* _Task details_
Give a verbatim copy of the lines below, minus the pictures.
______________________________
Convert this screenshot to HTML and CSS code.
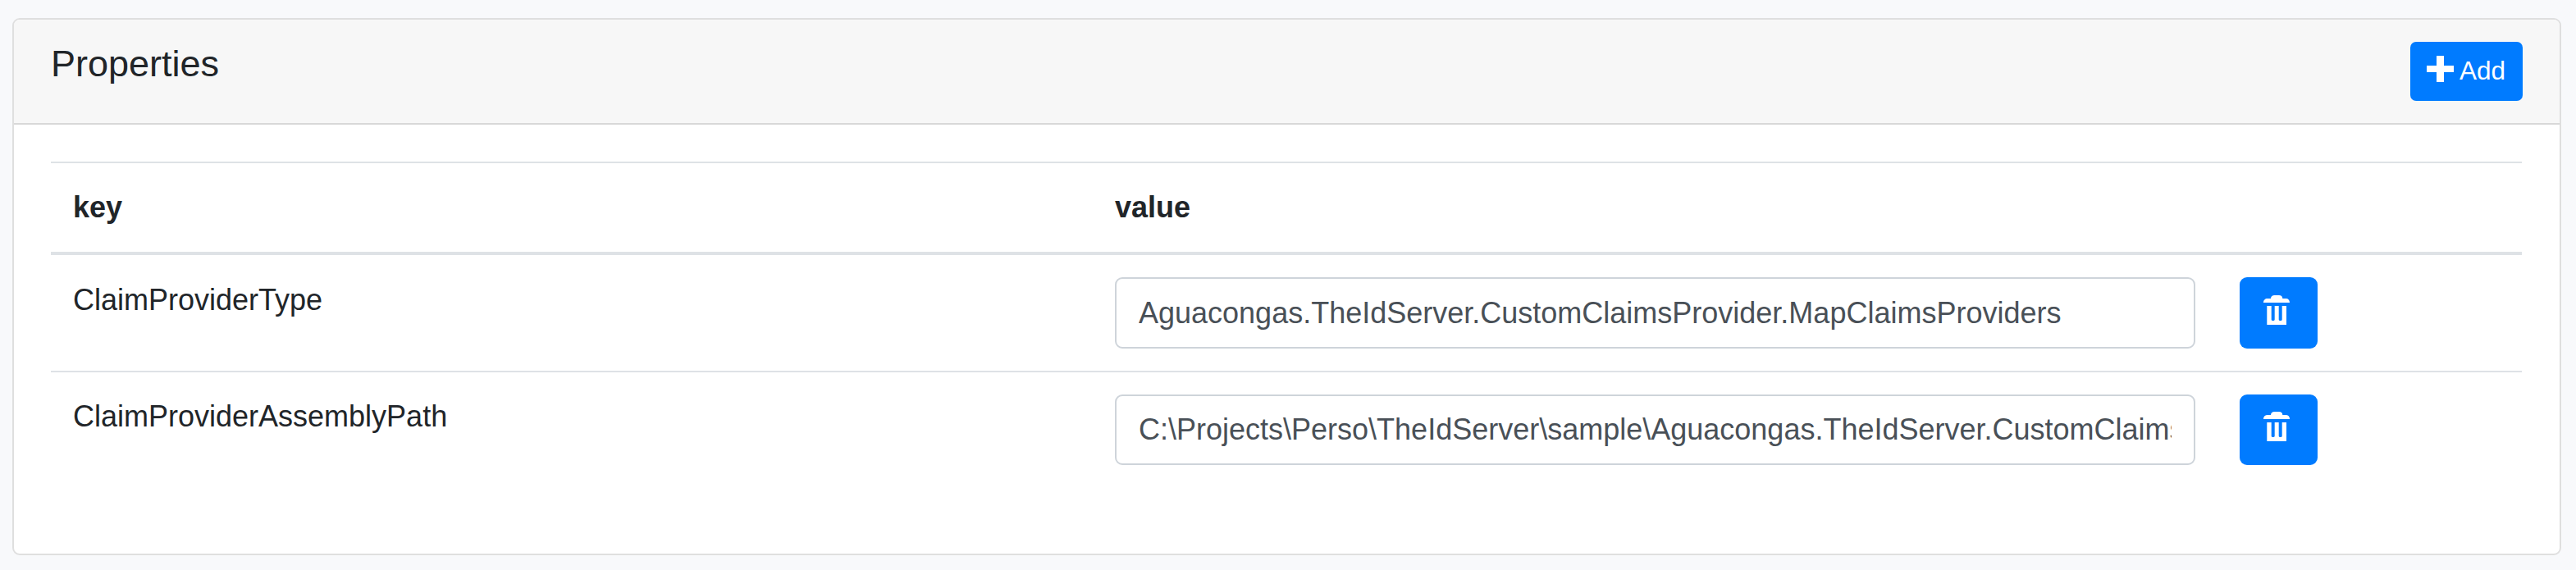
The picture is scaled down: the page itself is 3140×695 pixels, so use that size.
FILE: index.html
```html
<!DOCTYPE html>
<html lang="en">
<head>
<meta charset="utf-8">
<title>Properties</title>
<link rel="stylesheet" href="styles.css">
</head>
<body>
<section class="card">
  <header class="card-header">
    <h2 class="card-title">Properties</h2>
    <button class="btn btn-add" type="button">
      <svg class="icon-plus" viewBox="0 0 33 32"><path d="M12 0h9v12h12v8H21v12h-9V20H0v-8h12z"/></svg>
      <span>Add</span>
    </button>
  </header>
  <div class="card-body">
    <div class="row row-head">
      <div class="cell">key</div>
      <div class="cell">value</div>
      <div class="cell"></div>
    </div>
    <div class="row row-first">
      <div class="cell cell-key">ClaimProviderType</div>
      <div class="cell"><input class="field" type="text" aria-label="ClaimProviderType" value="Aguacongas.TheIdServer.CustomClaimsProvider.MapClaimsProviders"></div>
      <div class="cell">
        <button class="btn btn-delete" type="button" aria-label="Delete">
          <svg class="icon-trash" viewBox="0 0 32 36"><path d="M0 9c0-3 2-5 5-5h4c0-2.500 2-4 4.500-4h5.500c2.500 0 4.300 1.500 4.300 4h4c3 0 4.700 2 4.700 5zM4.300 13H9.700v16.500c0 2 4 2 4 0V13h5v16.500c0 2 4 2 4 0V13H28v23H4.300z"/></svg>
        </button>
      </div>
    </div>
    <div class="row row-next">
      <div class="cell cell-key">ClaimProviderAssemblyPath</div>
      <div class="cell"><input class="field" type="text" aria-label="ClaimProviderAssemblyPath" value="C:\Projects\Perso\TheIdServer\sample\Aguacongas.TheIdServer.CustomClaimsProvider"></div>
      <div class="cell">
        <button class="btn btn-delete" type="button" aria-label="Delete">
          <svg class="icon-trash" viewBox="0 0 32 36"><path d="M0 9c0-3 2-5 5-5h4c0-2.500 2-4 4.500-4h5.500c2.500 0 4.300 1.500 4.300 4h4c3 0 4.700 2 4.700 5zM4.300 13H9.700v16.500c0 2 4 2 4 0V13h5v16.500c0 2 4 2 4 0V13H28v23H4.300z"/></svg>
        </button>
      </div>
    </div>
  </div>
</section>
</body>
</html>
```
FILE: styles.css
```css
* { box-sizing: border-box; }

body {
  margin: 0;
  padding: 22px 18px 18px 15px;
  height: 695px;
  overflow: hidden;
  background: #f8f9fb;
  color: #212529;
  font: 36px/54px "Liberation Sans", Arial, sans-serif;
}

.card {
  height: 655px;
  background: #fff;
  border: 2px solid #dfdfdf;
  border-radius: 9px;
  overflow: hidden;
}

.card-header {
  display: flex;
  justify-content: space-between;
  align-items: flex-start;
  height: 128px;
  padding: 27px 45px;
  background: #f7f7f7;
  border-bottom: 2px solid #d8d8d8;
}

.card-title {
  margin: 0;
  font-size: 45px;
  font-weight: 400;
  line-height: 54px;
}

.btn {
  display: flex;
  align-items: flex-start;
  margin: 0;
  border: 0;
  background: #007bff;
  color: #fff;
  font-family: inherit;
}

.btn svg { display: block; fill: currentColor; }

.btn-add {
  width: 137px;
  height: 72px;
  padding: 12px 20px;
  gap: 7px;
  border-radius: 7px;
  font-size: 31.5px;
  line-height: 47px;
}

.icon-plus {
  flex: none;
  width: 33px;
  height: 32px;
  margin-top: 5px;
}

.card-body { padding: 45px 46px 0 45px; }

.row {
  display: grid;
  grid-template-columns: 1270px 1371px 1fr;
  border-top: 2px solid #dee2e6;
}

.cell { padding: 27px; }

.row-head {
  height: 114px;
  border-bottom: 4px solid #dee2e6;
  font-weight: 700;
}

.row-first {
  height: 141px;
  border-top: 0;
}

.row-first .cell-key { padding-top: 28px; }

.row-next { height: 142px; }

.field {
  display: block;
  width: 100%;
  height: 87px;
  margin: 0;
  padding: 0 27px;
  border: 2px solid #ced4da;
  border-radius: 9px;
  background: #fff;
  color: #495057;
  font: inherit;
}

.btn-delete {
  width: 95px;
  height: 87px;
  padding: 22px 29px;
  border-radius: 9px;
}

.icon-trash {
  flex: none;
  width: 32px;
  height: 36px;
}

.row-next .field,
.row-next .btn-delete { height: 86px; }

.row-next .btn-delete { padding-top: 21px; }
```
______________________________
* _Answer to the exercise_
Convert this screenshot to HTML and CSS code.
The picture is scaled down: the page itself is 3140×695 pixels, so use that size.
FILE: index.html
```html
<!DOCTYPE html>
<html lang="en">
<head>
<meta charset="utf-8">
<title>Properties</title>
<link rel="stylesheet" href="styles.css">
</head>
<body>
<section class="card">
  <header class="card-header">
    <h2 class="card-title">Properties</h2>
    <button class="btn btn-add" type="button">
      <svg class="icon-plus" viewBox="0 0 33 32"><path d="M12 0h9v12h12v8H21v12h-9V20H0v-8h12z"/></svg>
      <span>Add</span>
    </button>
  </header>
  <div class="card-body">
    <div class="row row-head">
      <div class="cell">key</div>
      <div class="cell">value</div>
      <div class="cell"></div>
    </div>
    <div class="row row-first">
      <div class="cell cell-key">ClaimProviderType</div>
      <div class="cell"><input class="field" type="text" aria-label="ClaimProviderType" value="Aguacongas.TheIdServer.CustomClaimsProvider.MapClaimsProviders"></div>
      <div class="cell">
        <button class="btn btn-delete" type="button" aria-label="Delete">
          <svg class="icon-trash" viewBox="0 0 32 36"><path d="M0 9c0-3 2-5 5-5h4c0-2.500 2-4 4.500-4h5.500c2.500 0 4.300 1.500 4.300 4h4c3 0 4.700 2 4.700 5zM4.300 13H9.700v16.500c0 2 4 2 4 0V13h5v16.500c0 2 4 2 4 0V13H28v23H4.300z"/></svg>
        </button>
      </div>
    </div>
    <div class="row row-next">
      <div class="cell cell-key">ClaimProviderAssemblyPath</div>
      <div class="cell"><input class="field" type="text" aria-label="ClaimProviderAssemblyPath" value="C:\Projects\Perso\TheIdServer\sample\Aguacongas.TheIdServer.CustomClaimsProvider"></div>
      <div class="cell">
        <button class="btn btn-delete" type="button" aria-label="Delete">
          <svg class="icon-trash" viewBox="0 0 32 36"><path d="M0 9c0-3 2-5 5-5h4c0-2.500 2-4 4.500-4h5.500c2.500 0 4.300 1.500 4.300 4h4c3 0 4.700 2 4.700 5zM4.300 13H9.700v16.500c0 2 4 2 4 0V13h5v16.500c0 2 4 2 4 0V13H28v23H4.300z"/></svg>
        </button>
      </div>
    </div>
  </div>
</section>
</body>
</html>
```
FILE: styles.css
```css
* { box-sizing: border-box; }

body {
  margin: 0;
  padding: 22px 18px 18px 15px;
  height: 695px;
  overflow: hidden;
  background: #f8f9fb;
  color: #212529;
  font: 36px/54px "Liberation Sans", Arial, sans-serif;
}

.card {
  height: 655px;
  background: #fff;
  border: 2px solid #dfdfdf;
  border-radius: 9px;
  overflow: hidden;
}

.card-header {
  display: flex;
  justify-content: space-between;
  align-items: flex-start;
  height: 128px;
  padding: 27px 45px;
  background: #f7f7f7;
  border-bottom: 2px solid #d8d8d8;
}

.card-title {
  margin: 0;
  font-size: 45px;
  font-weight: 400;
  line-height: 54px;
}

.btn {
  display: flex;
  align-items: flex-start;
  margin: 0;
  border: 0;
  background: #007bff;
  color: #fff;
  font-family: inherit;
}

.btn svg { display: block; fill: currentColor; }

.btn-add {
  width: 137px;
  height: 72px;
  padding: 12px 20px;
  gap: 7px;
  border-radius: 7px;
  font-size: 31.5px;
  line-height: 47px;
}

.icon-plus {
  flex: none;
  width: 33px;
  height: 32px;
  margin-top: 5px;
}

.card-body { padding: 45px 46px 0 45px; }

.row {
  display: grid;
  grid-template-columns: 1270px 1371px 1fr;
  border-top: 2px solid #dee2e6;
}

.cell { padding: 27px; }

.row-head {
  height: 114px;
  border-bottom: 4px solid #dee2e6;
  font-weight: 700;
}

.row-first {
  height: 141px;
  border-top: 0;
}

.row-first .cell-key { padding-top: 28px; }

.row-next { height: 142px; }

.field {
  display: block;
  width: 100%;
  height: 87px;
  margin: 0;
  padding: 0 27px;
  border: 2px solid #ced4da;
  border-radius: 9px;
  background: #fff;
  color: #495057;
  font: inherit;
}

.btn-delete {
  width: 95px;
  height: 87px;
  padding: 22px 29px;
  border-radius: 9px;
}

.icon-trash {
  flex: none;
  width: 32px;
  height: 36px;
}

.row-next .field,
.row-next .btn-delete { height: 86px; }

.row-next .btn-delete { padding-top: 21px; }
```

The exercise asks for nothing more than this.